Les virgules de Lent, souple, humide abritent quelque chose dont les trois mots donnent le désir : l’image d’un corps. Chantal pose, ou plutôt est-elle là dans le champ de la caméra. Elle est allongée sur un lit et un homme vient. Patrick lui caresse la joue et l’invite à danser. Ils tournent dans la chambre. La caméra délicatement décadre. Les deux visages sont maintenant hors-champ. Leur corps presque se touchent. Enna Chaton regarde alors ce presque, ce va-et-vient entre deux peaux dont nous devinons, et désirons, le grain puisque tous deux sont vêtus. Elle les regarde et sa caméra reste fixe. Et ce plan-séquence n’a rien d’une ontologie quelconque : la durée de l’image ne fait pas advenir la réalité d’un corps ou du Corps. Ce couple dansant est là, forcément anté-conceptuel, et leur image dans Lent, souple, humide n’a pas d’autre désir que fluidifier, et ralentir, la plastique de leur présence.

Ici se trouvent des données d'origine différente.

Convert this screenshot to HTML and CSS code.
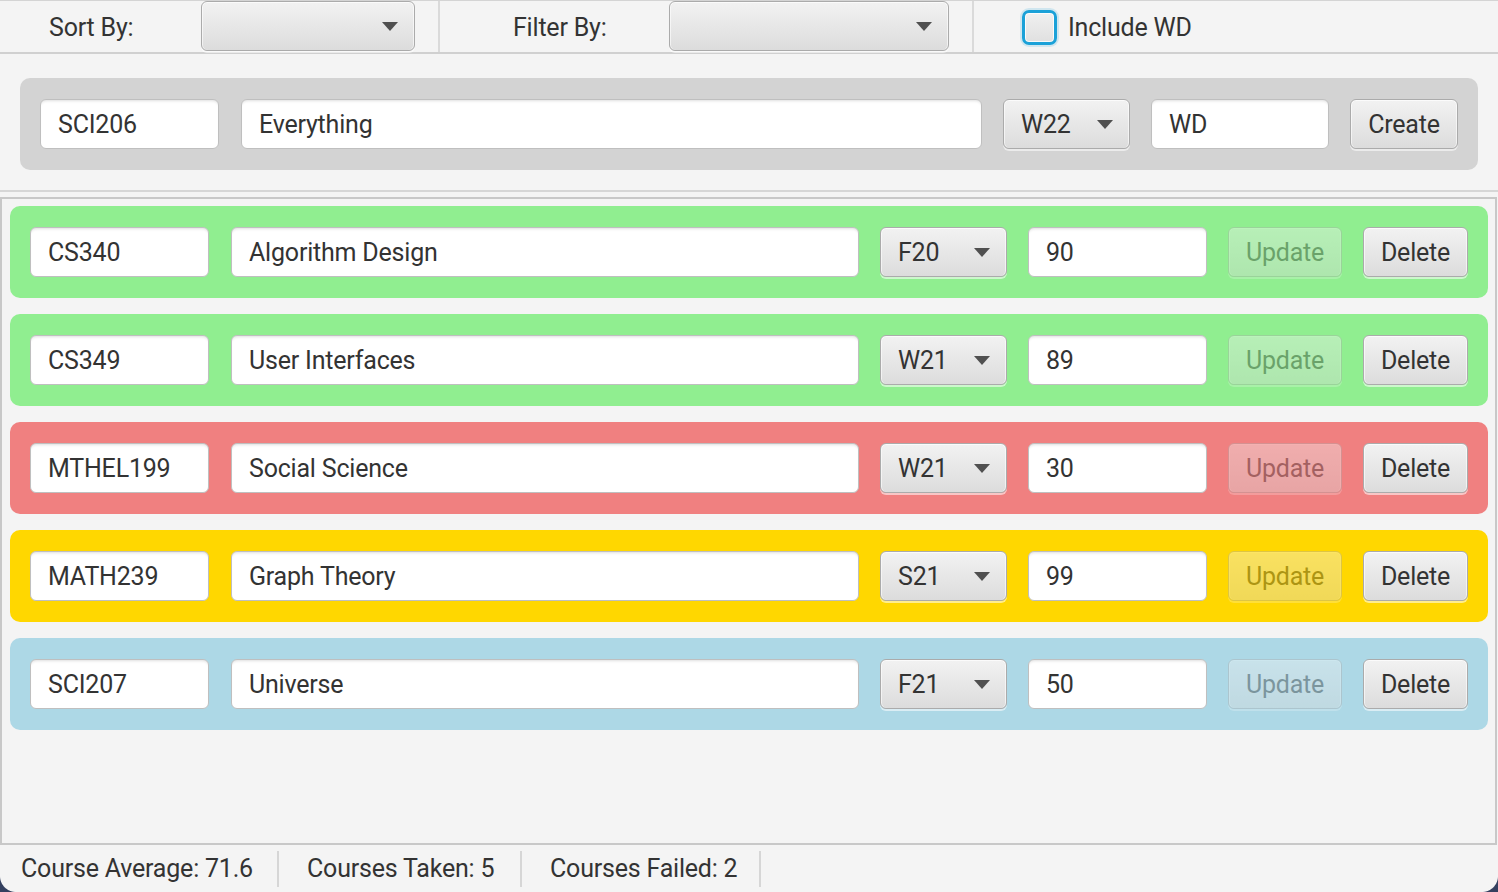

Lent et souple et humide ne forment pas les concepts de l’esthétique d’Enna Chaton. Ils ne pensent pas mais touchent les corps dont ils anticipent la venue à l’image. Ils parlent le désir de sa caméra qui, entre les virgules, hallucine la peau de ses modèles. Ce titre est alors l’autre peau de Patrick et Chantal. Cela, aussi, se palpe dans le récit de Muriel Drummer dont l’étoffe, textuelle, est une peau - la peau d’Albert - une peau que l’on voit ou que l’on lit. Mais ces mots ne se transforment pas en peau parce qu’ils le sont déjà dans la bouche de l’artiste qui les sent et informe sa caresse dans le frémissement des mots qu’elle appose à ses images.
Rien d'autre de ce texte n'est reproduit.